** Start of DATA LINES **

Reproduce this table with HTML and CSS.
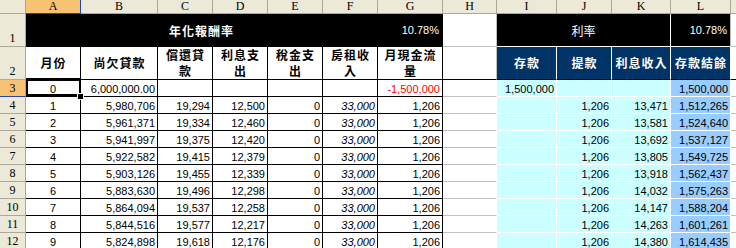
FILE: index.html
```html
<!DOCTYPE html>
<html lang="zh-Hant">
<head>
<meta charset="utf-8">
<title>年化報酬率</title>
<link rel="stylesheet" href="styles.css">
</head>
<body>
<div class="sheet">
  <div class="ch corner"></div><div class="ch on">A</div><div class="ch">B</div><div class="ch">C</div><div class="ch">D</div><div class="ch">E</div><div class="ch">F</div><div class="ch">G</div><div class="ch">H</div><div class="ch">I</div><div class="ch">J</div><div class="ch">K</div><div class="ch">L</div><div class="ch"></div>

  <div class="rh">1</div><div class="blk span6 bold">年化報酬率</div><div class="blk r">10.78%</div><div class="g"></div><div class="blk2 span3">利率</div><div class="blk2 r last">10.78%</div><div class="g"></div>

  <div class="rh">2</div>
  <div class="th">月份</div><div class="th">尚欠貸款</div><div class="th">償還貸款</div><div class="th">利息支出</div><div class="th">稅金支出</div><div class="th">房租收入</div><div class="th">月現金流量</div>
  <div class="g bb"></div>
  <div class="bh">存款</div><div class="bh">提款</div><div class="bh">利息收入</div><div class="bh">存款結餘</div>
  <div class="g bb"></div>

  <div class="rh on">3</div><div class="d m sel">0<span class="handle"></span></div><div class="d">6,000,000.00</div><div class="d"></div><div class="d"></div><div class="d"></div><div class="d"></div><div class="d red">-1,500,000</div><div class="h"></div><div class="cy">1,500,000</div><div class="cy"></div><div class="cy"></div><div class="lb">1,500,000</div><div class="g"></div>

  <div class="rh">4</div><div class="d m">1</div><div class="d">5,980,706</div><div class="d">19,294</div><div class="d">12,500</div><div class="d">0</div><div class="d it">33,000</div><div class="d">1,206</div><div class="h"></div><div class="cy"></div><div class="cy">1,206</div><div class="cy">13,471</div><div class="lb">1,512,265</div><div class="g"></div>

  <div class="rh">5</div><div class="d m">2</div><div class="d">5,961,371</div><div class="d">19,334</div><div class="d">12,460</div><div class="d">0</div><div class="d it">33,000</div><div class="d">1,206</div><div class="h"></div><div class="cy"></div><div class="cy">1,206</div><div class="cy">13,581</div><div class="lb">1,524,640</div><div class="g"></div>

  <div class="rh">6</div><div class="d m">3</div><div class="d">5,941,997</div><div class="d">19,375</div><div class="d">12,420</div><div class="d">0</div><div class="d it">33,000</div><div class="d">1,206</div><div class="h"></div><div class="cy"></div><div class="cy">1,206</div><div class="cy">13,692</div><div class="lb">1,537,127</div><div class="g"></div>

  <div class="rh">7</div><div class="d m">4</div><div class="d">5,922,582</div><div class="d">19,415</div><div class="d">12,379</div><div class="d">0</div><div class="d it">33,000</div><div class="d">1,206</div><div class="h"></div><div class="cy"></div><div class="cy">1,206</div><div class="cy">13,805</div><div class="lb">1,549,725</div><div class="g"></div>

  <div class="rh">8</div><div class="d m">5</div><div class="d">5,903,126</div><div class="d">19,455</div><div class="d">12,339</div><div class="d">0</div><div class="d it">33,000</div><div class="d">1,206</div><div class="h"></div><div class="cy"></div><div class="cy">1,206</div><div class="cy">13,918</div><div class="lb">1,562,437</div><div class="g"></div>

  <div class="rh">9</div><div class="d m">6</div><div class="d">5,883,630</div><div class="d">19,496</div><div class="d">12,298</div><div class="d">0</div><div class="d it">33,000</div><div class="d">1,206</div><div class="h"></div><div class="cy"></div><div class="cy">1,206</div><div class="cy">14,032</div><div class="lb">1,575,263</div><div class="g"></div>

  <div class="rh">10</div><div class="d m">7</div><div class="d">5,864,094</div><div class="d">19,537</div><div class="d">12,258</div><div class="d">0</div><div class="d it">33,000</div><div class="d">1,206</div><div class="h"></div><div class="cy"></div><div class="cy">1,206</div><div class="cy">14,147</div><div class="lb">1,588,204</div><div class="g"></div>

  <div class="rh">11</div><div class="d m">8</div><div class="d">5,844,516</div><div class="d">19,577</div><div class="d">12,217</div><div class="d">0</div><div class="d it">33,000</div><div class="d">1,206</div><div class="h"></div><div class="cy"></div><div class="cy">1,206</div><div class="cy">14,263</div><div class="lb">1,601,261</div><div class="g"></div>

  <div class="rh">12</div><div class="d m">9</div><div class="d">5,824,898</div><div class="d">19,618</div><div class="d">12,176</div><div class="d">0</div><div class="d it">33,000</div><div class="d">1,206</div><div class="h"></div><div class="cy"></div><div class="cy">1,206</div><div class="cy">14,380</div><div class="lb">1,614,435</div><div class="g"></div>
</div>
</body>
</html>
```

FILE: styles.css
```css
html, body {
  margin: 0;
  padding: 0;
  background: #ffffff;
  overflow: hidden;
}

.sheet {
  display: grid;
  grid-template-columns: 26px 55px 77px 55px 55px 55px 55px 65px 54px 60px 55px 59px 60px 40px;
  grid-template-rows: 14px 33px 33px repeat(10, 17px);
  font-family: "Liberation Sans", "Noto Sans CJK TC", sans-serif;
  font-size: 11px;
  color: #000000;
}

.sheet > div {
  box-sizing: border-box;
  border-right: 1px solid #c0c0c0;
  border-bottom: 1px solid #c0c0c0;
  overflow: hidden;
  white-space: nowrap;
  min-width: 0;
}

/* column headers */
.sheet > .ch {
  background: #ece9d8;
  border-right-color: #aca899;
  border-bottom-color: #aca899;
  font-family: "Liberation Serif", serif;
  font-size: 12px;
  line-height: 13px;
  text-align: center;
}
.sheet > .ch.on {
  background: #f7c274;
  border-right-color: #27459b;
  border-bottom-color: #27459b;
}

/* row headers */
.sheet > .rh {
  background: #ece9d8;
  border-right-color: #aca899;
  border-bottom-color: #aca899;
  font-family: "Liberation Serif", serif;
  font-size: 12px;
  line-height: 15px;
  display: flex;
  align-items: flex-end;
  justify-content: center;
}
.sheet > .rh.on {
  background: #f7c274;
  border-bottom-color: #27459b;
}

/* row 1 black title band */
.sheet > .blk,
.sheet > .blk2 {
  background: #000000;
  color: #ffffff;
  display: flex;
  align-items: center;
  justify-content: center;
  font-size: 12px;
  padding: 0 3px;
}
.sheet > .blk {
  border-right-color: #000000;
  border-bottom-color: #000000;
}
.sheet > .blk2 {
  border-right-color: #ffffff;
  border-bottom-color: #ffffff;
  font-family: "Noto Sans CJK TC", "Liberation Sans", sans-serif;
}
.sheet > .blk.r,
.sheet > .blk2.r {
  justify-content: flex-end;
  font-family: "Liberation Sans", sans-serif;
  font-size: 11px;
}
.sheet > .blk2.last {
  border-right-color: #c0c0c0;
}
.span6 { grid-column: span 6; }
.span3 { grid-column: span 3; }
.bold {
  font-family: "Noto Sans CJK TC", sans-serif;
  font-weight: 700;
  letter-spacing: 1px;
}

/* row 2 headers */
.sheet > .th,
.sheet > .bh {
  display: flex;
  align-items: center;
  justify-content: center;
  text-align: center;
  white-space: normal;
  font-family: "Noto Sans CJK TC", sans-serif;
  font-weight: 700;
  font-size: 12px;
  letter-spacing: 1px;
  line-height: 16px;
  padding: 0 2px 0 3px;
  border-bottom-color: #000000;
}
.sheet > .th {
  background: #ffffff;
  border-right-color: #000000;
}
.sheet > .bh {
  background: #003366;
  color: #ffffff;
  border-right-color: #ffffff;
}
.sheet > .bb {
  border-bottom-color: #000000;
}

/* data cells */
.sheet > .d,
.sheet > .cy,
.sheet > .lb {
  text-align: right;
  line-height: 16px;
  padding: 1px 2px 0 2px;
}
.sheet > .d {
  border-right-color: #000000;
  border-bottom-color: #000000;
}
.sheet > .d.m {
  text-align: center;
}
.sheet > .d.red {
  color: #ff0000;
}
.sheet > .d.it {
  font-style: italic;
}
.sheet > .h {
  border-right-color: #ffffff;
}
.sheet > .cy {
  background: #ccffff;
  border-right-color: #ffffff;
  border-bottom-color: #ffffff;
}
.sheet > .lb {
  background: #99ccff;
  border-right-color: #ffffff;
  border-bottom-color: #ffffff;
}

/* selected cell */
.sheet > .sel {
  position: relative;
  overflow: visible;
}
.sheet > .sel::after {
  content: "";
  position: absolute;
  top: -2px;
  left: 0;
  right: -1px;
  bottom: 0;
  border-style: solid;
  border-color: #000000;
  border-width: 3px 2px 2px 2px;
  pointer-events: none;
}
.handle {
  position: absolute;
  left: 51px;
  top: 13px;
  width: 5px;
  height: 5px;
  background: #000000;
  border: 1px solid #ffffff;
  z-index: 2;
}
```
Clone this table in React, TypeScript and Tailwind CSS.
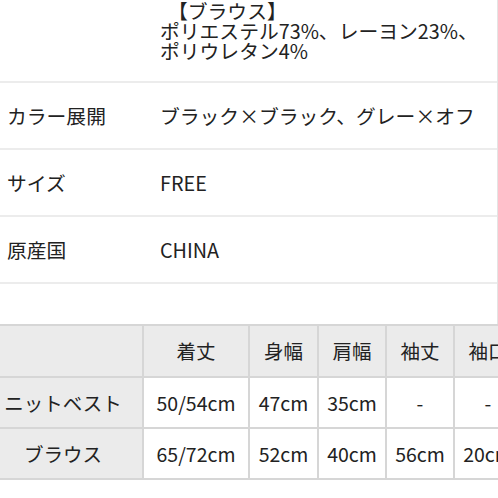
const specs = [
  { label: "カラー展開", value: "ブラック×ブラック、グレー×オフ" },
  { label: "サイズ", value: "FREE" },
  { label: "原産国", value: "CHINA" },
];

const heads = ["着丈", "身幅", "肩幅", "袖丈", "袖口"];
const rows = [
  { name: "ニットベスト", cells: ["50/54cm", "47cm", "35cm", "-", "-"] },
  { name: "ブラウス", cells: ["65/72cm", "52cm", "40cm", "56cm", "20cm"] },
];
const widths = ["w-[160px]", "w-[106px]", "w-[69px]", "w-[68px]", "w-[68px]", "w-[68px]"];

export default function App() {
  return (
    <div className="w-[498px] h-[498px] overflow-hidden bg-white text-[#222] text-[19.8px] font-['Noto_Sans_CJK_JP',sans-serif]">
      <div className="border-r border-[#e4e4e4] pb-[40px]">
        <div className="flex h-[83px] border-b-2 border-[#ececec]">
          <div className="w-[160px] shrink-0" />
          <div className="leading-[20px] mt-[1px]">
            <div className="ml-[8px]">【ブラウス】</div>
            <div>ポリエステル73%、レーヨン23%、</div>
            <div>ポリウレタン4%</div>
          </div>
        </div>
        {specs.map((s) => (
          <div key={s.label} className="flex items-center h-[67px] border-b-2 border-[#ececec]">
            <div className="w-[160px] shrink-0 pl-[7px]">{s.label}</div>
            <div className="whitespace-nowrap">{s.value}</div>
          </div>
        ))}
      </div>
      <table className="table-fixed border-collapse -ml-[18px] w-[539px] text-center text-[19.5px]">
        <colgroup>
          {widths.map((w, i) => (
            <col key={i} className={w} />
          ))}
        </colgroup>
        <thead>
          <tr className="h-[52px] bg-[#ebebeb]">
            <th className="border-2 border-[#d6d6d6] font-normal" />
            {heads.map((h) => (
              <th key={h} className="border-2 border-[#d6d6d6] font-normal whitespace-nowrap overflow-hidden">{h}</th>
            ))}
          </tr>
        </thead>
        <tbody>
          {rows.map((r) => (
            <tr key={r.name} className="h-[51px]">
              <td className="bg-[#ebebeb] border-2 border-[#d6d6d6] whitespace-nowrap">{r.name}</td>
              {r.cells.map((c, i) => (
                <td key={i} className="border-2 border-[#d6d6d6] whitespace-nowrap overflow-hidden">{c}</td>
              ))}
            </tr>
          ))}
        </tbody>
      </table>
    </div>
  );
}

** End of DATA LINES **

WHAT IS BEING ASKED - Single out each line of the records above with the string "this" in it, and copy it.

COMPLETE OUTPUT -
Reproduce this table with HTML and CSS.
Clone this table in React, TypeScript and Tailwind CSS.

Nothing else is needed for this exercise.